Cleveland Plain Dealer
On December 24, 1861, the Cleveland Plain Dealer published a political cartoon on its front page. “The Confederate Government in Motion” shows a rolling crocodile labeled “Davis’s Great Moving Circus” carrying five seated men. “Satire was big at this stage,” says Christoffersen. “The implication of this cartoon seems to be that the Confederacy was on the run.” In truth, it had relocated its capital from Montgomery, Alabama, to Richmond, not to Nashville.

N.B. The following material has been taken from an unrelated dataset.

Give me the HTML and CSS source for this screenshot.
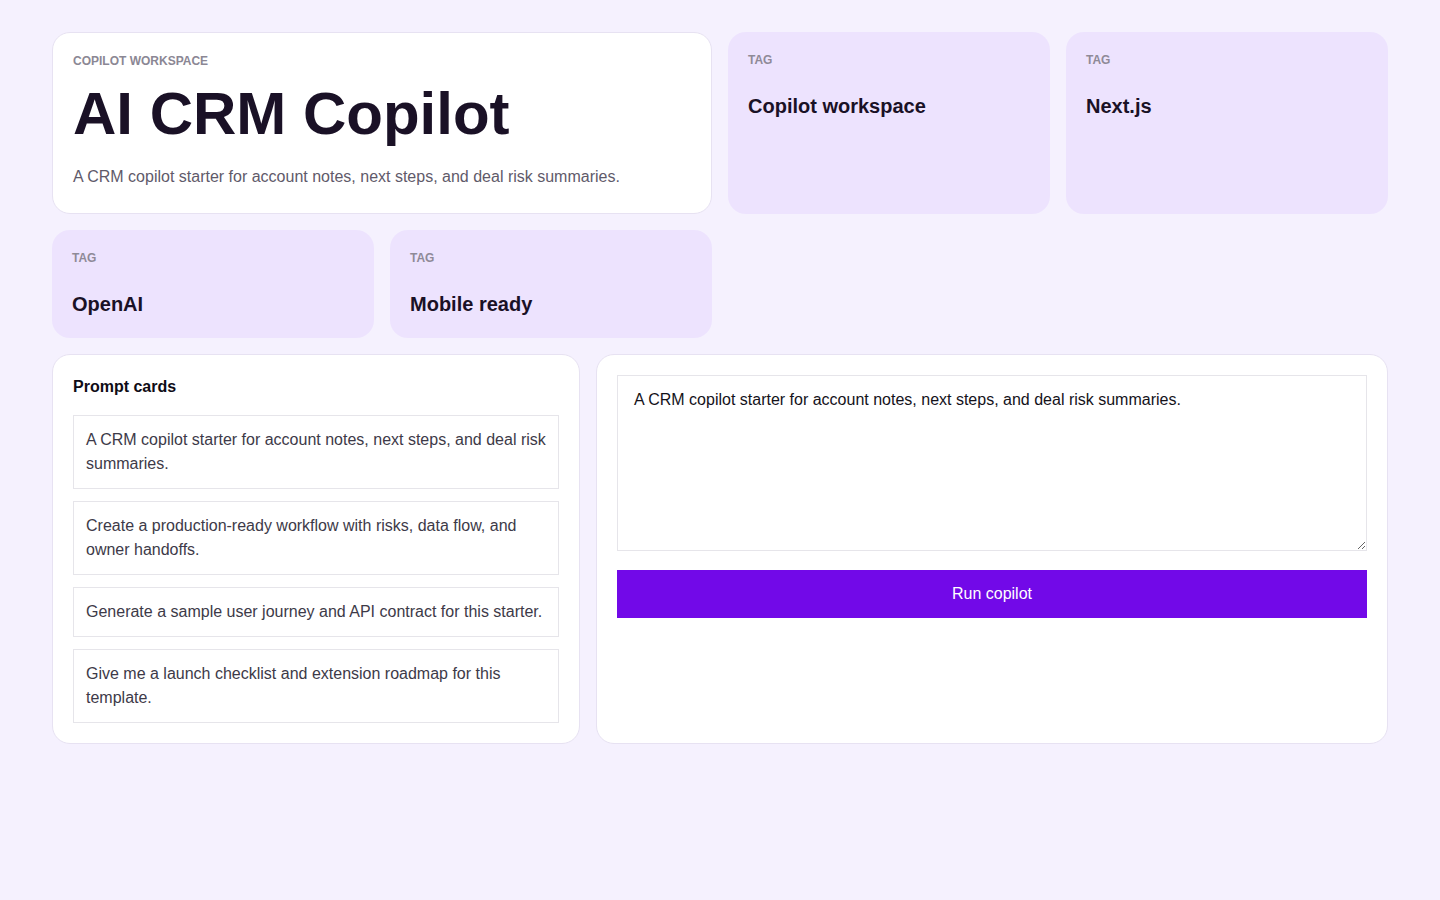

(Southern cartoonists took jabs at the North as well. The National Portrait Gallery is displaying rare caricatures of Lincoln by Adalbert J. Volck of Baltimore through January 21, 2013.)
The Confederate State
As the war progressed, newsprint grew scarce in the South because of a Union Navy blockade. The Newseum exhibit features two Confederate newspapers that were printed on wallpaper that was still available, using the blank reverse side. The Confederate State, which looks blotchy because the wallpaper pattern shows through from the back, was published in New Iberia, Parish of St. Martin, Louisiana on September 20, 1862. Its motto was a quotation of Davis: “Resistance to Tyrants in Obedience to God.” Stars and Stripes published in Jacksonport, Arkansas, printed its December 1, 1863, issue with a vivid wallpaper border showing alongside the front page.
Harpers Weekly
The popular Harper’s Weekly, based in New York, was pro-Union, as can be seen in a June 18, 1864, illustration of emaciated prisoners of war. The caption read: “Rebel cruelty—our starved soldiers. From photographs taken at United States General Hospital, Annapolis, Maryland.” The men had been released from Belle Isle camp, in the James River in Richmond, and later died.
The Press in the Field
Mid-war, in 1862, sketch artist Thomas Nast joined Harper’s, which was selling for the war-inflated price of six cents an issue. Nast, who later gained fame for his bold caricatures of such politicians as Boss Tweed, drew an elaborate two-page triptych, “The Press in the Field,” published April 30, 1864. The center panel shows a correspondent on horseback talking to soldiers back from battle. A bearded man (possibly Nast himself) sits atop the left panel holding a sketchpad. Below him a correspondent interviews emancipated slaves while an artist records the scene. At right the correspondent interviews another man.
The Philadelphia Inquirer
Newspapers provided elaborate coverage of Lincoln’s assassination and funeral. On April 15, 1865, the Evening Express in Washington published an extra that reported his death at “half-past 7 this morning”; a black border surrounds the news columns. Ten days later, the Philadelphia Inquirer printed images of Lincoln’s casket in Independence Hall and the interior of the railroad car that transported his body.
Christoffersen said museum-goers often are surprised that the papers are 150-year-old originals. During the mid-1800s, newspapers had a high rag content, which meant they didn’t decay as much as papers with more wood content a few decades later.